In these studies solution phase data were able to demonstrate structural changes in the MOCs arising from alterations to the assembly’s symmetry. More subtle changes from, e.g., flexing and conformational adjustment of ligands, are not so readily detected in this manner. SCXRD, however, provides more precise structural information and was used effectively in combination with the solution-phase data in the previous examples to add quantitative spatial information. It is important to note that the solid-state data merely provides a snap-shot image of the assemblies, which can be affected by various packing interactions. Multiple sets of SCXRD data, however, can show differences in structural parameters, allowing inference of the extent of MOC flexibility.

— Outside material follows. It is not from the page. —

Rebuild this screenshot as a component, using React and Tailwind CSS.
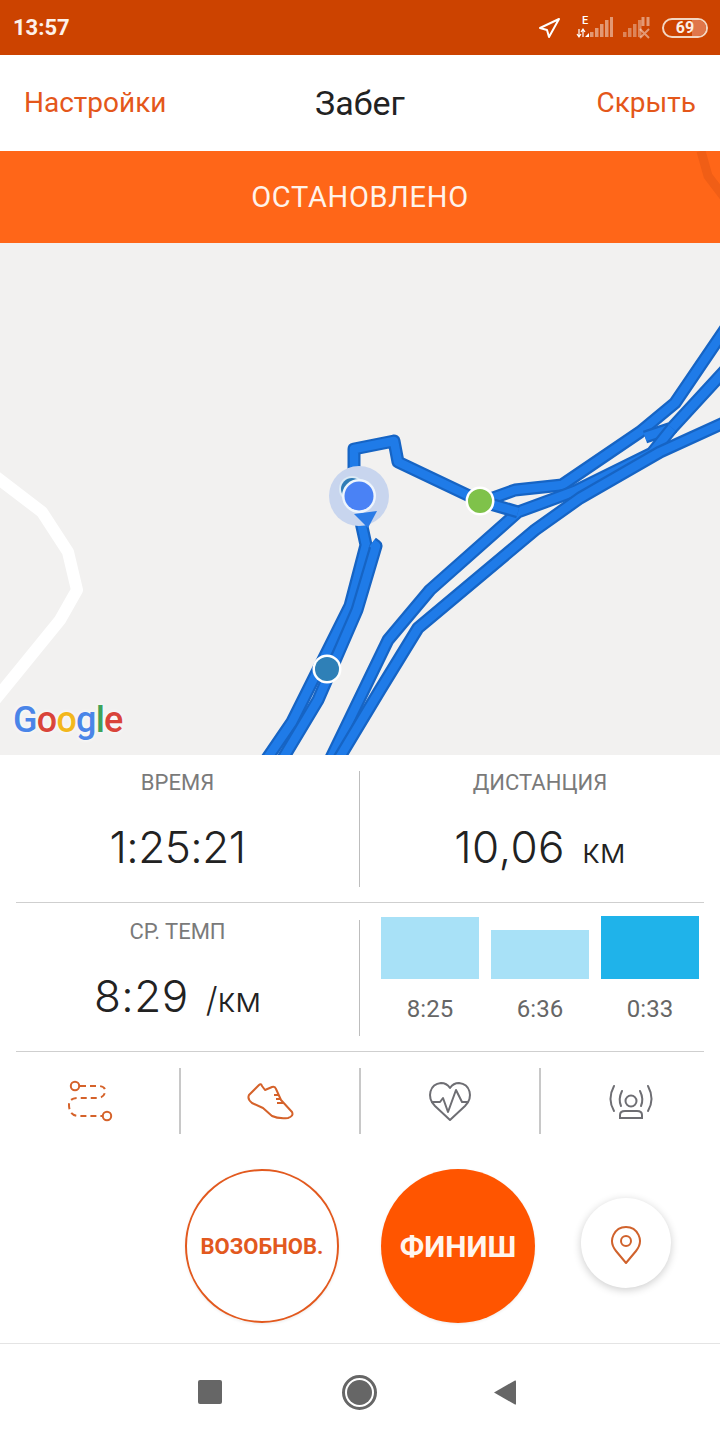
import React from "react";

const ROUTES = [
  "M730 322 L675 403 L640 432 L562 485 L515 490 L490 499",
  "M730 365 L672 428 L645 437",
  "M672 428 L652 453 L575 491 L518 512 L430 590 L388 640 L330 760",
  "M730 420 L660 452 L580 498 L535 530 L418 628 L380 690 L338 760",
  "M480 501 L398 462 L394 441 L354 449 L354 490 L366 545 L350 606 L292 722 L266 760",
  "M480 501 L518 512",
  "M372 543 L376 546 L357 610 L318 700 L282 760",
];

const Signal = ({ dim }) => (
  <g fill="#fff" opacity={dim ? 0.35 : 0.45}>
    <rect x="0" y="15" width="3.5" height="5" />
    <rect x="5" y="11" width="3.5" height="9" />
    <rect x="10" y="7" width="3.5" height="13" />
    <rect x="15" y="3" width="3.5" height="17" />
    {!dim && <rect x="20" y="0" width="3.5" height="20" />}
  </g>
);

const StatusIcons = () => (
  <div className="flex items-center">
    <svg width="24" height="24" viewBox="538 16 24 24" fill="none" stroke="#fff" strokeWidth="2" strokeLinejoin="round">
      <path d="M541 28 L560 19 L550 37 L548 30 Z" />
    </svg>
    <div className="relative ml-[15px] w-[37px] h-[24px]">
      <svg width="37" height="24" viewBox="0 0 37 24">
        <path d="M3 21 V13 M1 18 L3 21 L5 18 M7 13 V21 M5 16 L7 13 L9 16" stroke="#fff" strokeWidth="1.2" fill="none" />
        <path d="M9 21 L13 17 V21 Z" fill="#fff" />
        <g transform="translate(14 1)"><Signal /></g>
      </svg>
      <span className="absolute left-[6px] top-[-2px] text-[11px] font-medium leading-[14px] text-white font-['Roboto',sans-serif]">E</span>
    </div>
    <svg className="ml-[10px]" width="28" height="24" viewBox="0 0 28 24">
      <g transform="translate(0 1)"><Signal dim /></g>
      <path d="M20 1 V10 M25 1 V10" stroke="#fff" strokeWidth="3" opacity="0.45" />
      <path d="M17 13 L26 22 M26 13 L17 22" stroke="#fff" strokeWidth="2" opacity="0.45" />
    </svg>
    <div className="relative ml-[11px] w-[46px] h-[20px] rounded-full border-2 border-[#f3d6c2] flex items-center justify-center overflow-hidden">
      <div className="absolute right-0 top-0 bottom-0 w-[14px] bg-[#e0764a]" />
      <span className="relative text-[16px] font-bold leading-none text-[#fbeee6] font-['Roboto',sans-serif]">69</span>
    </div>
  </div>
);

const Map = () => (
  <div className="relative h-[512px] bg-[#f2f1f0] overflow-hidden">
    <svg className="block w-full h-full" viewBox="0 243 720 512" fill="none" strokeLinejoin="round">
      <path d="M-5 476 L42 512 L68 552 L77 590 L60 620 L-5 700" stroke="#fff" strokeWidth="12" />
      {ROUTES.map((d) => (
        <g key={d}>
          <path d={d} stroke="#1664c4" strokeWidth="13" />
          <path d={d} stroke="#1f7be8" strokeWidth="8.5" />
        </g>
      ))}
      <circle cx="359" cy="496" r="30" fill="#c8d5ee" />
      <path d="M354 514 L377 511 L368 528 Z" fill="#2b7be6" />
      <circle cx="352" cy="489" r="13" fill="#dceaf5" />
      <circle cx="352" cy="489" r="11" fill="#2f7cb6" />
      <circle cx="359" cy="496" r="17" fill="#eef5fd" />
      <circle cx="359" cy="496" r="14.5" fill="#4a82f5" />
      <circle cx="480" cy="501" r="14.5" fill="#fff" />
      <circle cx="480" cy="501" r="12" fill="#7fc24a" />
      <circle cx="327" cy="669" r="14.5" fill="#fff" />
      <circle cx="327" cy="669" r="12" fill="#2f80b7" />
    </svg>
    <div className="absolute left-[13px] top-[455px] text-[36px] font-medium leading-[44px] tracking-[-0.8px] font-['Roboto',sans-serif] [text-shadow:0_0_4px_#fff]">
      <span className="text-[#4a85e8]">G</span>
      <span className="text-[#d9443a]">o</span>
      <span className="text-[#f2b71c]">o</span>
      <span className="text-[#4a85e8]">g</span>
      <span className="text-[#3ea35a]">l</span>
      <span className="text-[#d9443a]">e</span>
    </div>
  </div>
);

const Stat = ({ label, value, unit, tracking = "tracking-[0.5px]", className = "" }) => (
  <div className={"flex flex-col items-center " + className}>
    <div className="text-[22px] leading-[24px] text-[#7a7a7a]">{label}</div>
    <div className="mt-[28px] flex items-baseline text-[#222] font-['Inter',sans-serif]">
      <span className={"text-[44px] font-light leading-[48px] " + tracking}>{value}</span>
      {unit && <span className="ml-[17px] text-[34px] font-light leading-[48px]">{unit}</span>}
    </div>
  </div>
);

const Bar = ({ height, color, label }) => (
  <div className="flex flex-col items-center w-[98px]">
    <div className="h-[63px] w-full flex items-end">
      <div className={"w-full " + color + " " + height} />
    </div>
    <div className="mt-[18px] text-[24px] leading-[24px] text-[#666]">{label}</div>
  </div>
);

const IconCell = ({ children, className = "" }) => (
  <div className={"h-[66px] flex items-center justify-center " + className}>
    {children}
  </div>
);

export default function App() {
  return (
    <div className="w-[720px] h-[1440px] bg-white overflow-hidden font-['Roboto',sans-serif]">
      <div className="h-[55px] bg-[#cc4300] flex items-center justify-between pl-[13px] pr-[12px]">
        <span className="text-[22px] font-bold text-[#fdf1ea]">13:57</span>
        <StatusIcons />
      </div>

      <div className="h-[96px] grid grid-cols-3 items-center px-[24px]">
        <span className="text-[28px] text-[#e4571a]">Настройки</span>
        <span className="text-[34px] text-[#222] text-center">Забег</span>
        <span className="text-[28px] text-[#e4571a] text-right">Скрыть</span>
      </div>

      <div className="relative h-[92px] bg-[#ff6618] flex items-center justify-center pt-[1px]">
        <span className="text-[29px] text-[#fff3ea] tracking-[0.7px]">ОСТАНОВЛЕНО</span>
        <svg className="absolute right-0 top-0" width="30" height="60" viewBox="690 151 30 60" fill="none">
          <path d="M701 151 L708 176 L724 197" stroke="#f05e16" strokeWidth="9" />
        </svg>
      </div>

      <Map />

      <div className="h-[148px] mx-[16px] border-b border-[#cfcfcf] pt-[16px]">
        <div className="grid grid-cols-2 h-[116px]">
          <Stat label="ВРЕМЯ" value="1:25:21" tracking="tracking-[-0.5px]" className="border-r border-[#bdbdbd] pr-[20px]" />
          <Stat label="ДИСТАНЦИЯ" value="10,06" unit="км" className="pl-[16px]" />
        </div>
      </div>

      <div className="h-[149px] mx-[16px] border-b border-[#cfcfcf] pt-[17px]">
        <div className="grid grid-cols-2 h-[116px]">
          <Stat label="СР. ТЕМП" value="8:29" unit="/км" className="border-r border-[#bdbdbd] pr-[20px]" />
          <div className="flex justify-between pl-[21px] pr-[5px] -mt-[4px]">
            <Bar height="h-[62px]" color="bg-[#a8e1f7]" label="8:25" />
            <Bar height="h-[49px]" color="bg-[#a8e1f7]" label="6:36" />
            <Bar height="h-[63px]" color="bg-[#1fb3ea]" label="0:33" />
          </div>
        </div>
      </div>

      <div className="flex pt-[16px] h-[92px]">
        <IconCell className="w-[181px] border-r-2 border-[#c8c8c8]">
          <svg width="60" height="50" viewBox="60 1076 60 50" fill="none" stroke="#d5622a" strokeWidth="2">
            <circle cx="75" cy="1086" r="4.2" />
            <circle cx="107" cy="1116" r="4.2" />
            <path d="M80 1086 H98 Q106 1086 105 1092 Q104 1098 97 1098 H78 Q69 1098 69 1105 Q69 1116 79 1116 H102" strokeDasharray="6 4" />
          </svg>
        </IconCell>
        <IconCell className="w-[180px] border-r-2 border-[#c8c8c8]">
          <svg width="60" height="50" viewBox="240 1076 60 50" fill="none" stroke="#d5622a" strokeWidth="2" strokeLinejoin="round">
            <path d="M249 1095 L259 1085 Q261 1083 262 1086 L265 1090 L272 1087 Q275 1086 276 1089 L281 1100 L292 1112 Q294 1116 288 1118 Q278 1119 272 1116 L263 1108 L252 1103 Q247 1099 249 1095 Z" />
            <path d="M274 1095 H279 M276 1099 H281 M277 1103 H283" />
          </svg>
        </IconCell>
        <IconCell className="w-[180px] border-r-2 border-[#c8c8c8]">
          <svg width="60" height="50" viewBox="420 1076 60 50" fill="none" stroke="#6e6e73" strokeWidth="2" strokeLinejoin="round">
            <path d="M450 1120 L435 1106 C426 1097 430 1084 441 1083 C445 1083 448 1085 450 1088 C452 1085 455 1083 459 1083 C470 1084 474 1097 465 1106 Z" />
            <path d="M431 1102 H440 L443 1098 L448 1112 L456 1090 L462 1102 H468" />
          </svg>
        </IconCell>
        <IconCell className="flex-1">
          <svg width="60" height="50" viewBox="600 1076 60 50" fill="none" stroke="#6e6e73" strokeWidth="2" strokeLinecap="round">
            <circle cx="630" cy="1101" r="5.5" />
            <path d="M619 1118 V1115 Q619 1111 624 1111 H636 Q641 1111 641 1115 V1118 Z" />
            <path d="M613 1086 Q606 1099 613 1111 M621 1091 Q617 1099 620 1106 M647 1086 Q654 1099 647 1111 M639 1091 Q643 1099 640 1106" />
          </svg>
        </IconCell>
      </div>

      <div className="h-[200px] border-b border-[#e4e4e4] flex items-start pl-[185px] pt-[25px]">
        <div className="w-[154px] h-[154px] rounded-full border-2 border-[#e2591e] flex items-center justify-center shadow-[0_1px_3px_rgba(0,0,0,0.08)]">
          <span className="text-[22px] font-bold text-[#e2591e]">ВОЗОБНОВ.</span>
        </div>
        <div className="ml-[42px] w-[154px] h-[154px] rounded-full bg-[#ff5500] flex items-center justify-center shadow-[0_1px_3px_rgba(0,0,0,0.08)]">
          <span className="text-[30px] font-bold text-[#fff5ee]">ФИНИШ</span>
        </div>
        <div className="ml-[46px] mt-[29px] w-[90px] h-[90px] rounded-full bg-white flex items-center justify-center shadow-[0_2px_8px_rgba(0,0,0,0.2)]">
          <svg width="32" height="44" viewBox="0 0 32 44" fill="none" stroke="#d0622c" strokeWidth="2">
            <path d="M16 42 L6 30 C-3 19 5 6 16 6 C27 6 35 19 26 30 Z" strokeLinejoin="round" />
            <circle cx="16" cy="20" r="5" />
          </svg>
        </div>
      </div>

      <div className="h-[96px] flex items-center pl-[198px]">
        <div className="w-[24px] h-[24px] rounded-[2px] bg-[#666]" />
        <div className="ml-[120px] w-[35px] h-[35px] rounded-full border-[3px] border-[#666] flex items-center justify-center">
          <div className="w-[25px] h-[25px] rounded-full bg-[#666]" />
        </div>
        <svg className="ml-[116px]" width="24" height="27" viewBox="0 0 24 27">
          <path d="M1 13.5 L22 1.5 Q23 1 23 2.5 V24.5 Q23 26 22 25.5 Z" fill="#666" />
        </svg>
      </div>
    </div>
  );
}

Solid-State SCXRD Evidence for Structural Flexibility
Arguably one of the most studied MOCs in the literature is the hexanuclear octahedron ([Pd6(en)6(7)4]12+; Figure 2A) originally reported by the Fujita group (Fujita et al., 1995). For this assembly multiple sets of SCXRD data are available with different guests encapsulated within the host, allowing quantitative comparison of structural parameters in the solid state (Tashira et al., 2005; Nishioka et al., 2007; Kohyama et al., 2014; Takezawa et al., 2014; Cullen et al., 2019; Takezawa et al., 2020). These demonstrate that the M···M distance varies by less than 1% across numerous solid-state structures. Clearly, in this instance, significant distortion of the cage structure through host-guest interactions and crystal packing effects is not in evidence. For other MOCs, however, such effects have been observed.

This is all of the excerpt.